Presently, a man of youthful middle-age presented himself in the surgery and bowed.
Dominey was for a moment at a loss.
"I came to see Doctor Harrison," he ventured.
"Doctor Harrison retired from practice some years ago," was the courteous reply. "I am
his nephew. My name is Stillwell."
"I understood that Doctor Harrison was still in the neighbourhood," Dominey said. "My
name is Dominey--Sir Everard Dominey."
"I guessed as much," the other replied. "My uncle lives with me here, and to tell you the
truth he was hoping that you would come and see him. He retains one patient only,"

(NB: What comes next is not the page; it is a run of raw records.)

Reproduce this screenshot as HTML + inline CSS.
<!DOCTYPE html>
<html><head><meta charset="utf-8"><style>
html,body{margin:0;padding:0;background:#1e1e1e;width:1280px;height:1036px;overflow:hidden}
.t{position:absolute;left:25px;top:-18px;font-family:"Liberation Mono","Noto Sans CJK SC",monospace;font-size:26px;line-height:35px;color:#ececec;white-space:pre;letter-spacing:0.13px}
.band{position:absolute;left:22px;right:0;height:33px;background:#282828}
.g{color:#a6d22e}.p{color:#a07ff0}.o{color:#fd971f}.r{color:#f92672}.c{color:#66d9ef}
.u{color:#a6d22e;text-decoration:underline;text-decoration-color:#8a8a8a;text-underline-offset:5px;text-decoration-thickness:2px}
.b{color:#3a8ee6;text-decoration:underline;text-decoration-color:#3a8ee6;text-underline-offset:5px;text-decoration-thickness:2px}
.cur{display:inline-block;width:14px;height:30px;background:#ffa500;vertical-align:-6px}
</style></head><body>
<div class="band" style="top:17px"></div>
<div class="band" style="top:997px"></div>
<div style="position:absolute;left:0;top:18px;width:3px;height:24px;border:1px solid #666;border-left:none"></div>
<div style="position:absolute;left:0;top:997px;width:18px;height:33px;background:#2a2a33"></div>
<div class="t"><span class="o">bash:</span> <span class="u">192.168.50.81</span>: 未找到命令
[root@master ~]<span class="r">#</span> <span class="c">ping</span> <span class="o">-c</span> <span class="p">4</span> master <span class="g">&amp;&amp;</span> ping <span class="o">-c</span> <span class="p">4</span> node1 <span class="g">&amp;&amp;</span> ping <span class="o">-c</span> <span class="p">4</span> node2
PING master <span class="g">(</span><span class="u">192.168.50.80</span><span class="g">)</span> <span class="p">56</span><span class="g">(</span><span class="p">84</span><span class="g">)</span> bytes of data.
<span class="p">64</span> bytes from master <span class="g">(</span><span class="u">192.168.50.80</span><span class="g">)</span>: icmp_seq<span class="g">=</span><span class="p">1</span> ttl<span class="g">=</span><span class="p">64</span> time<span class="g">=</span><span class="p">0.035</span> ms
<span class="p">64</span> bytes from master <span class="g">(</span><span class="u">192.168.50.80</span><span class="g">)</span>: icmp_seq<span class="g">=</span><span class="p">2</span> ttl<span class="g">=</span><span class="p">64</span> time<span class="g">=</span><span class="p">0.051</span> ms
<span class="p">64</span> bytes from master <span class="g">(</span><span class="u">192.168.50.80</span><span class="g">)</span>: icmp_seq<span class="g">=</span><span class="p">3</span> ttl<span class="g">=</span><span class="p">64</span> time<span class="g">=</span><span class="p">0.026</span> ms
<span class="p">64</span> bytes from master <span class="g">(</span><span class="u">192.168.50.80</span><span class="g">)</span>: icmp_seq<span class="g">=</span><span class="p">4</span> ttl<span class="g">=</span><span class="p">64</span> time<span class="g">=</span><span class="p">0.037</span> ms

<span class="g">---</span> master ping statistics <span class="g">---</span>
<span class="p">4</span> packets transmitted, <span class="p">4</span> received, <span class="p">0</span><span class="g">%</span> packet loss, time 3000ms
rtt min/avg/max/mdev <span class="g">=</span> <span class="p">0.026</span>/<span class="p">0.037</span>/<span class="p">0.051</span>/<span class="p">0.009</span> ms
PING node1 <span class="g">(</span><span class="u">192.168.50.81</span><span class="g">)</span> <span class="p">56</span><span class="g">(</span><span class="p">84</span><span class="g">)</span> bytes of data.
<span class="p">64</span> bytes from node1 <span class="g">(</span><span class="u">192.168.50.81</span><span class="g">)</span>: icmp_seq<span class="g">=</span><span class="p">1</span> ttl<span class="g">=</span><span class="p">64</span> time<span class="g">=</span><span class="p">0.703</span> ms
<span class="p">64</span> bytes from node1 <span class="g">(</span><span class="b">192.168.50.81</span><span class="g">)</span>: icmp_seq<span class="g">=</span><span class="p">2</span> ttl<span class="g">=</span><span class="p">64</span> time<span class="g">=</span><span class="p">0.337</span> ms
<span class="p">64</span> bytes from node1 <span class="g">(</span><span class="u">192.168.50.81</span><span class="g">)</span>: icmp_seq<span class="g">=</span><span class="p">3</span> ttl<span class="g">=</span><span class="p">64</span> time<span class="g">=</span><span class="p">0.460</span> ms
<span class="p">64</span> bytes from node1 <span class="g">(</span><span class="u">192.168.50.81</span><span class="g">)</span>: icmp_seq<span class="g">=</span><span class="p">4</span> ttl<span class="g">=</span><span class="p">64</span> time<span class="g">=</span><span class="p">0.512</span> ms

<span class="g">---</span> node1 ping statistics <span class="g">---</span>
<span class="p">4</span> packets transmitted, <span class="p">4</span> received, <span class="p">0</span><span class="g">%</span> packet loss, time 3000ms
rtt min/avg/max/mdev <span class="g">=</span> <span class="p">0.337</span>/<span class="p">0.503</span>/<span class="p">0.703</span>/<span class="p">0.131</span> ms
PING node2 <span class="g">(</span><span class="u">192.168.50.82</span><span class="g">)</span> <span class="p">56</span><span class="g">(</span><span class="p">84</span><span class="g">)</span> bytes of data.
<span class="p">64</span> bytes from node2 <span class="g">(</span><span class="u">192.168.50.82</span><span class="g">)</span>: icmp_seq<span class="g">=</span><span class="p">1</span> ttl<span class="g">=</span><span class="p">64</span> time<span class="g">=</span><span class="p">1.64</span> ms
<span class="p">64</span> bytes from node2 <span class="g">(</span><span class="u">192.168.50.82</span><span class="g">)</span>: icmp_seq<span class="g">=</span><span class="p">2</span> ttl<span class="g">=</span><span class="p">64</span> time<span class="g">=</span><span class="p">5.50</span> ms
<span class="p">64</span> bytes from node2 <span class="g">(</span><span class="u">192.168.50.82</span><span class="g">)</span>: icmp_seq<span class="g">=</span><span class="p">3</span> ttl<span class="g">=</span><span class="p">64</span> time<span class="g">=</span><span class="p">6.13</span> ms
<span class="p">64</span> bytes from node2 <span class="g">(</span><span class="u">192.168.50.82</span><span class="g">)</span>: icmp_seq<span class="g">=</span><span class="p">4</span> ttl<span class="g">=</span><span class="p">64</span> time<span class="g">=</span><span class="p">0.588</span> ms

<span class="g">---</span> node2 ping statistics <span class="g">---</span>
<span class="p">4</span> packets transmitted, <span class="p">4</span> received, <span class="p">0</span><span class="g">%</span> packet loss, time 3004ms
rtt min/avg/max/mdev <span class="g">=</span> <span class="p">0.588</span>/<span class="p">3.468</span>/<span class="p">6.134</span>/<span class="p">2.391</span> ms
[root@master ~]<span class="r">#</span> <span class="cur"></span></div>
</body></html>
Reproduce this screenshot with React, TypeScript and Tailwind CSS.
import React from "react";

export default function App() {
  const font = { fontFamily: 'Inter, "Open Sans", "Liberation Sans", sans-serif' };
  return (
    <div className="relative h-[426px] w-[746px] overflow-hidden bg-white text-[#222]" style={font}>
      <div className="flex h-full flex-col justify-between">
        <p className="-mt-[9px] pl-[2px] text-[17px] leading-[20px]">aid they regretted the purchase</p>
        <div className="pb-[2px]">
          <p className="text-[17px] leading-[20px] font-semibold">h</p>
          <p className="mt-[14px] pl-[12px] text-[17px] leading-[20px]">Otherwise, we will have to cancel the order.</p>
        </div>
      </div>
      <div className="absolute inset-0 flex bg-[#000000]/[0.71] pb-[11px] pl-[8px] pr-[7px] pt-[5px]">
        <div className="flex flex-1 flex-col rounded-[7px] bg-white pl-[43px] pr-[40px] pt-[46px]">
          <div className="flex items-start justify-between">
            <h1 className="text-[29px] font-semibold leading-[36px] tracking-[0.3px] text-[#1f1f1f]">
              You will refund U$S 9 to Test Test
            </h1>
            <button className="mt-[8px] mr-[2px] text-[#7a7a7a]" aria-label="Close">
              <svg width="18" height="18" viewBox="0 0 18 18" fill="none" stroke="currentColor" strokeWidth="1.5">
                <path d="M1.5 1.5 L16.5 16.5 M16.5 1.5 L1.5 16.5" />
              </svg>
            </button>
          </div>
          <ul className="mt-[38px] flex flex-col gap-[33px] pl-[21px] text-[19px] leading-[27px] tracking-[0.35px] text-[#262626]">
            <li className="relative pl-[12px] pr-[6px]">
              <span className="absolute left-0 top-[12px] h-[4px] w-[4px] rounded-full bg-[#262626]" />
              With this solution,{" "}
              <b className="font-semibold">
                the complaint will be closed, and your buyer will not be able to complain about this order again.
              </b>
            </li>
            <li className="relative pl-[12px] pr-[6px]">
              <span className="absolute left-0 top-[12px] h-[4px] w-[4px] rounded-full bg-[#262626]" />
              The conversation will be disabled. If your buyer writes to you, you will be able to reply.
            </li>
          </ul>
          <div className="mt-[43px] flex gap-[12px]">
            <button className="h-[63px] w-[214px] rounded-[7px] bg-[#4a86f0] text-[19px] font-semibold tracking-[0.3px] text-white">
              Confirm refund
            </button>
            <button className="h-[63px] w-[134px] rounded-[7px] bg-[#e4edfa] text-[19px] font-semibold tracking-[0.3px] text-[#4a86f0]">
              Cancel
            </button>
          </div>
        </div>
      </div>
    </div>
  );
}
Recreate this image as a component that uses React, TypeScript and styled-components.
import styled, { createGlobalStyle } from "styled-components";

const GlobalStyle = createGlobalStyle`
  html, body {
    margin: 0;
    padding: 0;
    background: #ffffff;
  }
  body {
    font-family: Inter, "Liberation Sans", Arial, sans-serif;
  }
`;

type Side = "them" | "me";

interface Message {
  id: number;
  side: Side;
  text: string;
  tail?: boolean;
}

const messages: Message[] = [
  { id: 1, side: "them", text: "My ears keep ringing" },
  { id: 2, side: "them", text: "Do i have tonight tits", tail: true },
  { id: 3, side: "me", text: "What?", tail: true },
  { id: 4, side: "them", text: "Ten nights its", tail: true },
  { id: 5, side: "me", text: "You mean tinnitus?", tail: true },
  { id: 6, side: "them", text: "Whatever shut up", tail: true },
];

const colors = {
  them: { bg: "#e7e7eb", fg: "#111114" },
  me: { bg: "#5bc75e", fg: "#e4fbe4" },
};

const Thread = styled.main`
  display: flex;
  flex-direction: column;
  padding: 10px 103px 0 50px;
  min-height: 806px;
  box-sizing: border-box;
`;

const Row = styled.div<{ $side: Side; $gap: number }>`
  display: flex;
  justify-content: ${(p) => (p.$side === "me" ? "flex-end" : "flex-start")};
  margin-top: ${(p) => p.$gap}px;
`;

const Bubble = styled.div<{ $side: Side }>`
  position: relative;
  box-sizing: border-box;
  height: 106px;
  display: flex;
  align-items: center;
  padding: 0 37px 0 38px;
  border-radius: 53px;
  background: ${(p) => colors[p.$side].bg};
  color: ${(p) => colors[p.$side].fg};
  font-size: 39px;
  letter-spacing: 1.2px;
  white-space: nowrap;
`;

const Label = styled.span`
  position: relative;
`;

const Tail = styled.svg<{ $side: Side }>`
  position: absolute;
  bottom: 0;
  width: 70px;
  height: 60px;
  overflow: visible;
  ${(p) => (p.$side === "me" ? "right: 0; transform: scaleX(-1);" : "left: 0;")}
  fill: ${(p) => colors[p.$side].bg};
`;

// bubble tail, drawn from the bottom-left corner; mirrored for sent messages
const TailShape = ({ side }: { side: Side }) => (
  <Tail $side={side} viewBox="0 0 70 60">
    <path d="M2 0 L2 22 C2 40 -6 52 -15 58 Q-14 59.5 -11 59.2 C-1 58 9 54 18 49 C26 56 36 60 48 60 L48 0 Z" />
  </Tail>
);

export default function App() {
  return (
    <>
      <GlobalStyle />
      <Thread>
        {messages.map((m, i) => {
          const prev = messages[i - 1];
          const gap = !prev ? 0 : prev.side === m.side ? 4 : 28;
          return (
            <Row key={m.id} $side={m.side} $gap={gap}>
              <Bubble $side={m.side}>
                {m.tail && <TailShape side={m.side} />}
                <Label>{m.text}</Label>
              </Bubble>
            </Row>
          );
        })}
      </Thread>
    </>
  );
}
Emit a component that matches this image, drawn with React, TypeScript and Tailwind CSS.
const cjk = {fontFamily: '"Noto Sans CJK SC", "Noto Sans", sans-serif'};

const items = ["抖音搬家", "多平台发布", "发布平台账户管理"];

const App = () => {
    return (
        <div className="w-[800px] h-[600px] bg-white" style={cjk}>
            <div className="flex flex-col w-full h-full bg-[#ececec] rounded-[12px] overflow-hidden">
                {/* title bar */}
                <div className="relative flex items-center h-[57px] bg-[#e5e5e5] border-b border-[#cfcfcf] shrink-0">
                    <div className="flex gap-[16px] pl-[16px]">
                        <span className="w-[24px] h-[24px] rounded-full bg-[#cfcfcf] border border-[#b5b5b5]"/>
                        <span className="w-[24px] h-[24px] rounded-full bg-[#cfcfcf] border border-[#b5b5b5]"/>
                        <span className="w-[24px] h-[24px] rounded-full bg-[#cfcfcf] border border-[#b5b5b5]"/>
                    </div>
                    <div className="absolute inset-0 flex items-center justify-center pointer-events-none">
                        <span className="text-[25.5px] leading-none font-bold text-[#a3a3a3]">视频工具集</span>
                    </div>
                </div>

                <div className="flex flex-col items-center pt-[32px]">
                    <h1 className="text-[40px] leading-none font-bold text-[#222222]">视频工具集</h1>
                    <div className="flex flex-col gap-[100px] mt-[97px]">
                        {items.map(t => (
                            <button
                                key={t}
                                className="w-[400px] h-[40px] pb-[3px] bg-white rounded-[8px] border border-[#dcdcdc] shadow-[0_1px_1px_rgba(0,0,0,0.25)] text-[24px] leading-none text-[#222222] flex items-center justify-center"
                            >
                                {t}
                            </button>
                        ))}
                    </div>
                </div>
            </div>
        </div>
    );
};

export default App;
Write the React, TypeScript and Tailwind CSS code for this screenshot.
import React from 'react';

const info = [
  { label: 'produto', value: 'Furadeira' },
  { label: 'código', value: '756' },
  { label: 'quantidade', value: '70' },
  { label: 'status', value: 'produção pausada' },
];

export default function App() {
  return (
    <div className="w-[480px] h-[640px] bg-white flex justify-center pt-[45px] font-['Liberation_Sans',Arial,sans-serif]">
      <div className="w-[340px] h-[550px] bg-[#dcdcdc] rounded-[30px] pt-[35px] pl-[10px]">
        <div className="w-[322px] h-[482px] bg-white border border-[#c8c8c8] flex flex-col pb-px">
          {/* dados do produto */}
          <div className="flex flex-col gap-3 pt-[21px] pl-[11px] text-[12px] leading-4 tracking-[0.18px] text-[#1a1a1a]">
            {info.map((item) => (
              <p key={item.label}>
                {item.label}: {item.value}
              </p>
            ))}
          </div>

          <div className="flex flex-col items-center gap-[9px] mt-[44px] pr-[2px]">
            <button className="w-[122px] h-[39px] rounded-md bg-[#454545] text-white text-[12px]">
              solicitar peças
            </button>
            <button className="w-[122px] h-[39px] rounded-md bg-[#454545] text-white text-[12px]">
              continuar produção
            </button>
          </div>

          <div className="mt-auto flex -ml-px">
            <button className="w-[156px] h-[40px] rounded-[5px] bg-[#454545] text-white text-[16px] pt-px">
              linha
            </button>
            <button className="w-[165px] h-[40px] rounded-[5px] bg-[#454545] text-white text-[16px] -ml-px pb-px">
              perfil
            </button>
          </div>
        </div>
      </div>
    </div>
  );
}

Doctor Stillwell added, in a graver tone. "You can imagine who that would be."
His caller bowed. "Lady Dominey, I presume."
The young doctor opened the door and motioned to his guest to precede him.
"My uncle has his own little apartment on the other side of the house," he said. "You
must let me take you to him."
They moved across the pleasant white stone hall into a small apartment with French
windows leading out to a flagged terrace and tennis lawn. An elderly man, broad-
shouldered, with weather-beaten face, grey hair, and of somewhat serious aspect, looked
around from the window before which he was standing examining a case of fishing flies.
"Uncle, I have brought an old friend in to see you," his nephew announced.